Alfred “Pee Wee” Ellis, the songwriter, arranger, and multi-instrumentalist best known as the bandleader and arranger for the James Brown Orchestra during its most prolific and groundbreaking period, died yesterday on September 23. He was 80 years old.
Ellis is considered one of the architects of funk, having co-written and arranged for Brown the landmark recordings “Cold Sweat” and “Say It Loud-I’m Black and I’m Proud.”
As Black Lives Matter protests swept the world last summer, nearly half a million people streamed the civil rights anthem “Say It Loud.”
“I’m deeply proud,” Ellis told The Independent, “to have played a part in creating a song that is inspiring young people today.”
Ellis was born in Bradenton, Florida on April 21, 1941. As a teen, he moved with his family to Rochester, NY, where he began playing professionally alongside fellow young musicians Chuck Mangione and Ron Carter; with his earnings he traveled to Manhattan and studied with jazz legend Sonny Rollins, establishing a lifelong friendship.
“I don’t know what possessed me to think it was OK to ask Sonny to teach me, but he was very forthcoming and generous,” Ellis shared in the same interview. Ellis then joined the James Brown entourage on the recommendation of trumpeter Waymon Reed.
Joining Brown’s band in early 1967, he instilled disciplined rehearsals and more sophisticated arrangements, leading to a string of unparalleled recordings and live performances.
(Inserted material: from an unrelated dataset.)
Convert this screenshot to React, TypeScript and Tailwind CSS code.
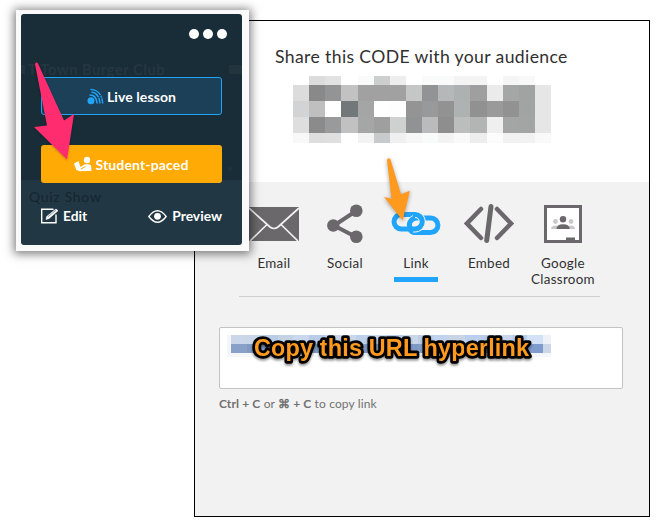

“Being a jazz head, I really wasn’t that aware of James Brown when I joined the band, but my first night in the wings watching the show (which all new band members had to do) took my breath away…. I couldn’t believe what I was seeing,” Ellis recalled to ABC News in 2015.
In addition to Brown’s hits, and the many hip-hop samples from them, Ellis wrote and orchestrated a series of instrumental recordings featuring his saxophone, including “The Chicken,” originally issued on Brown’s album The Popcorn. Ellis’s composition has become a staple of jazz and funk bands after its now-legendary cover by bassist Jaco Pastorius. Ellis also fronted a Brown offshoot band, The Dapps.
Following his departure from the Brown camp in 1969, Ellis became a sought-after arranger for hire, particularly for the jazz-funk label CTI Records and working with the likes of R&B legend Esther Phillips.
In 1972, he co-founded the jazz-rock funk band Gotham, whose Motown album, Pass the Butter, became a sample source for hip-hop artists including Cru feat. Black Rob and Lords of the Underground. Ellis then began a long stint as bandleader and arranger for Van Morrison.
Ellis had since performed with several bands, including The J.B. Horns, a reunion with former bandmates Maceo Parker and Fred Wesley; his own Pee Wee Ellis Assembly; Ginger Baker Jazz Confusion; and with a series of African artists both live and on record.
A resident of the UK since his work with Van Morrison, he received a doctorate from Bath Spa University in 2014.